We looked through the various photos provided by the Historical Society. The kids were fascinated to see small children working – feeding chickens, churning butter (with a dog-powered churn!), helping with the milking. The young boy practicing with his team of young oxen and small wagon was intriguing, as was the young woman gathering cow chips/buffalo chips with her bare hands, and the farmer using the “chuk-a-luk” corn planter. We talked about how even small children would be responsible for tasks like gathering cow chips or firewood, helping to stoke the kitchen fires, feeding animals, gathering eggs, learning to cook and bake, doing laundry, and any other jobs needed around the house or farm.
A young girl around three or four tending the chickens.
Children helping with the milking; by around age 7 most children would be tasked with milking the cows themselves.
A young boy with his oxen and small wagon.
Gathering chips – note the bare hands!
A farmer using the “chuk-a-luk” corn planter.
Free time did exist, though perhaps not as often or in the same way that we are used to. Husking bees, apple bees (celebrating the apple harvest), barn raising and other work parties, as well as church and community events made up the social life and filled the limited free time of farm families. As families became more prosperous and towns more settled, sending children to school became a more attainable luxury. We talked about how going to school was less of a chore for some children, as it was a chance to sit down and not have to do physical labor for a few hours during the day.
A textbook from the one-room schoolhouse days.
One point of interest to the kids was just how important a child’s work was to a farm family. Given the tenuous nature of subsistence farming, a child’s ability and willingness to help out and do a share of the work would have improved a family’s ability to become successful farmers. Children who were reliable about doing their chores made it possible for a parent to devote energy and resources to building up the farm, diversifying crops and livestock, and making the family more secure. The work of kids truly mattered to the success of the family.
Even with all the work by parents and children, farm life was hard. It only took one or two disasters – a tornado, a prairie fire, grasshoppers, or drought to undo all the work put in by the family. But the families who stayed, the ones who survived, they laid the groundwork for the lives we have today, full of leisure time and food in refrigerators at home and available on store shelves, washers and dryers to make laundry easy and convenient and so much more.
A garden ravaged by grasshoppers.
Thanks so very much to the Kansas State Historical Society for making these trunks available to us.
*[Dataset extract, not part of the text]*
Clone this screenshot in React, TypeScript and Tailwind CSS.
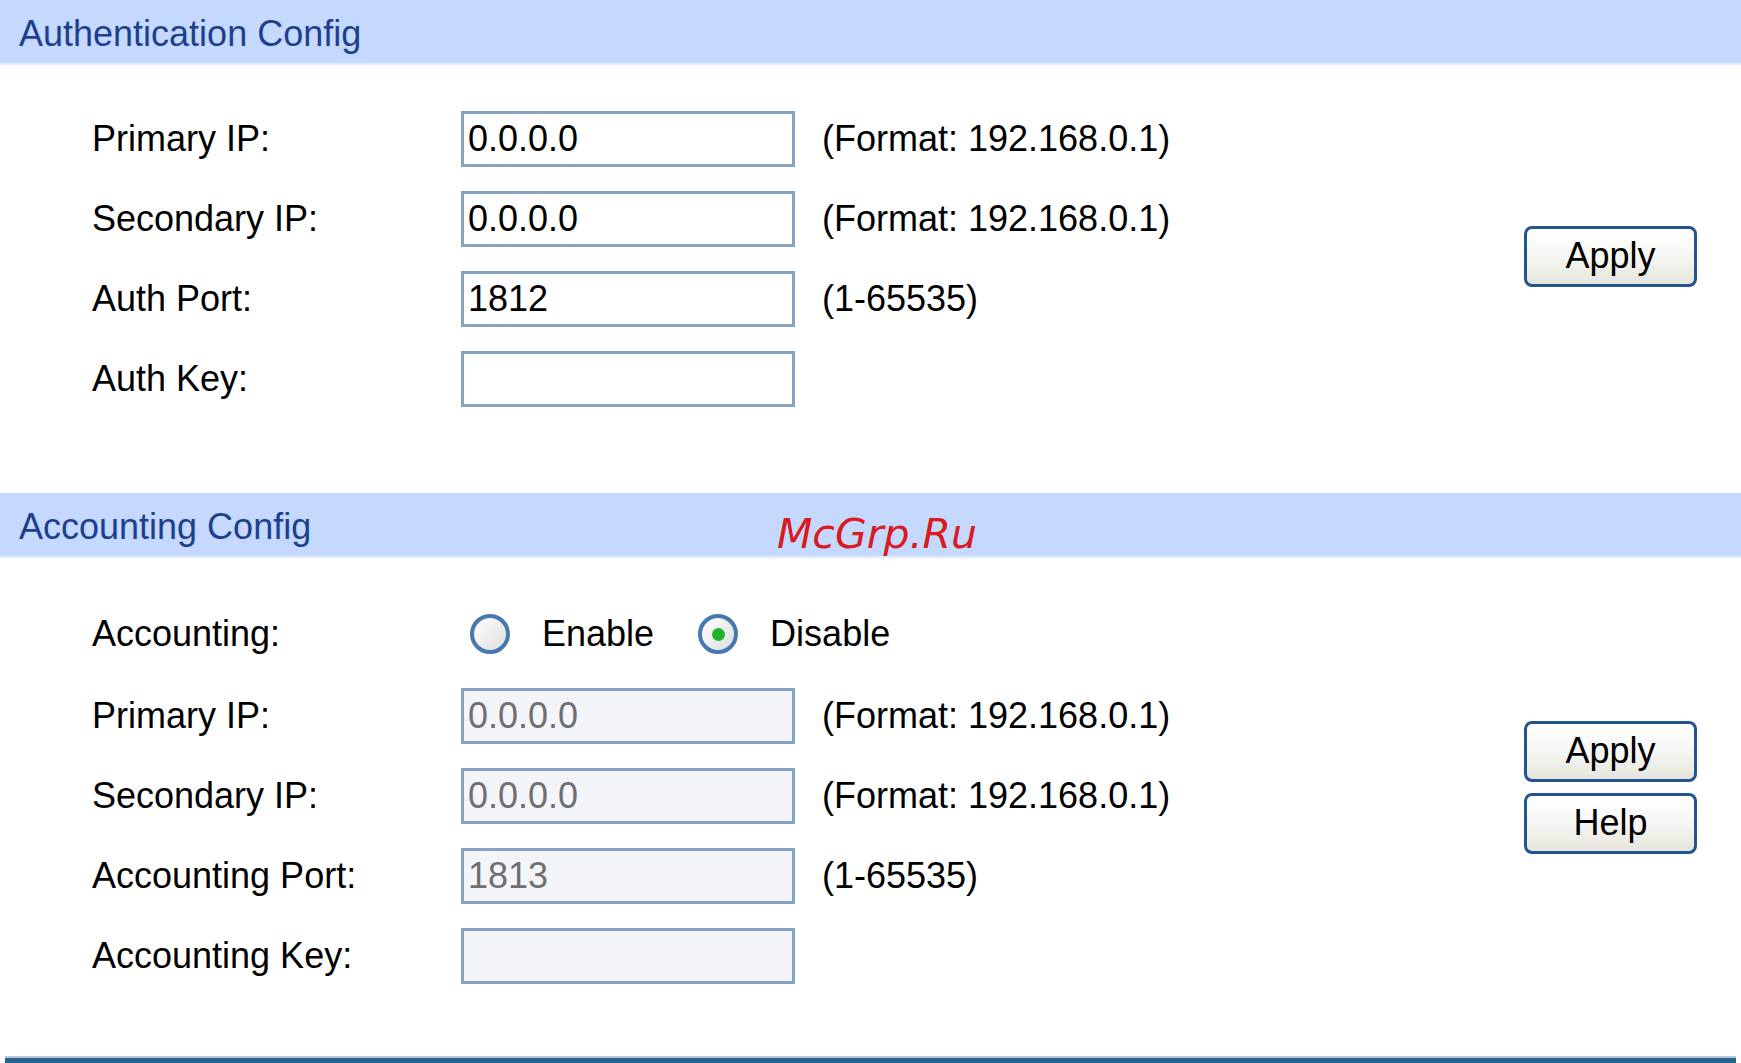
const font = "font-['Liberation_Sans',Arial,sans-serif]";

function SectionHeader({ title }: { title: string }) {
  return (
    <div className="h-[65px] bg-[#c4d9fd] border-b-2 border-[#e2edff] flex items-center pl-[19px]">
      <span className="text-[36px] text-[#1d3f8e] leading-none pt-[4px]">{title}</span>
    </div>
  );
}

function Field({ label, value, hint, disabled }: {
  label: string;
  value: string;
  hint?: string;
  disabled?: boolean;
}) {
  return (
    <div className="h-[80px] flex items-center">
      <div className="w-[369px] text-[36px] text-black leading-none">{label}</div>
      <div
        className={`w-[334px] h-[56px] border-[3px] border-[#86a3c6] flex items-center pl-[4px] text-[36px] leading-none ${
          disabled ? "bg-[#f4f5fa] text-[#6f6f6f]" : "bg-white text-black"
        }`}
      >
        {value}
      </div>
      {hint && <div className="ml-[27px] text-[36px] text-black leading-none">{hint}</div>}
    </div>
  );
}

function Radio({ checked }: { checked?: boolean }) {
  return (
    <div className="w-[40px] h-[40px] rounded-full border-[4px] border-[#4679ae] bg-gradient-to-br from-white to-[#dedede] flex items-center justify-center">
      {checked && <div className="w-[13px] h-[13px] rounded-full bg-[#21b22c]" />}
    </div>
  );
}

function Button({ label }: { label: string }) {
  return (
    <button className="w-[173px] h-[61px] rounded-[8px] border-[3px] border-[#22558f] bg-gradient-to-b from-white via-[#f6f6f4] to-[#e6e5dc] text-[36px] text-black leading-none">
      {label}
    </button>
  );
}

export default function App() {
  return (
    <div className={`w-[1741px] h-[1063px] bg-white relative overflow-hidden ${font}`}>
      <SectionHeader title="Authentication Config" />
      <div className="flex items-center pt-[34px] pb-[74px]">
        <div className="flex-1 pl-[92px]">
          <Field label="Primary IP:" value="0.0.0.0" hint="(Format: 192.168.0.1)" />
          <Field label="Secondary IP:" value="0.0.0.0" hint="(Format: 192.168.0.1)" />
          <Field label="Auth Port:" value="1812" hint="(1-65535)" />
          <Field label="Auth Key:" value="" />
        </div>
        <div className="w-[217px] pb-[6px]">
          <Button label="Apply" />
        </div>
      </div>

      <SectionHeader title="Accounting Config" />
      <div className="flex items-center pt-[34px]">
        <div className="flex-1 pl-[92px]">
          <div className="h-[84px] flex items-center">
            <div className="w-[378px] text-[36px] text-black leading-none">Accounting:</div>
            <Radio />
            <span className="ml-[32px] text-[36px] leading-none">Enable</span>
            <div className="ml-[44px]">
              <Radio checked />
            </div>
            <span className="ml-[32px] text-[36px] leading-none">Disable</span>
          </div>
          <Field label="Primary IP:" value="0.0.0.0" hint="(Format: 192.168.0.1)" disabled />
          <Field label="Secondary IP:" value="0.0.0.0" hint="(Format: 192.168.0.1)" disabled />
          <Field label="Accounting Port:" value="1813" hint="(1-65535)" disabled />
          <Field label="Accounting Key:" value="" disabled />
        </div>
        <div className="w-[217px] flex flex-col gap-[11px] pb-[14px]">
          <Button label="Apply" />
          <Button label="Help" />
        </div>
      </div>

      <div className="mx-[5px] mt-[60px] border-t-2 border-[#b8c8d8] h-[10px] bg-[#246592]" />

      <div className="absolute left-[777px] top-[514px] text-[41px] italic text-[#d91a1f] leading-none font-['DejaVu_Sans',sans-serif]">
        McGrp.Ru
      </div>
    </div>
  );
}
The kids (and parents) enjoyed our class today, and really appreciated the opportunity to be hands on with history.
The farm family tools included in the trunk:
A corn husking peg and a cherry pitter
A video on how to use a corn husking peg.
Butter paddles for shaping the butter ball
The star imprint from the butter mold
All tools and black and white images courtesy of the Kansas State Historical Society.
Various photos courtesy of families who attended today’s class.
Once again i want to thank you for sharing one of the resource trunks from the Kansas Historical Society. The Farm Family trunk is also a very popular one. It certainly does allow today’s “electronic minded” students to visualize what life was like on a farm, usually isolated, no electricity, daily chores for all. How life would have been different. Wouldn’t it be something if we could bring children from this time to our life today? What would they think? Would they want to return to the farm? Interesting thought.
Marcia,
We really enjoyed using the Farm Family trunk, and are definitely looking forward to using more trunks in the future!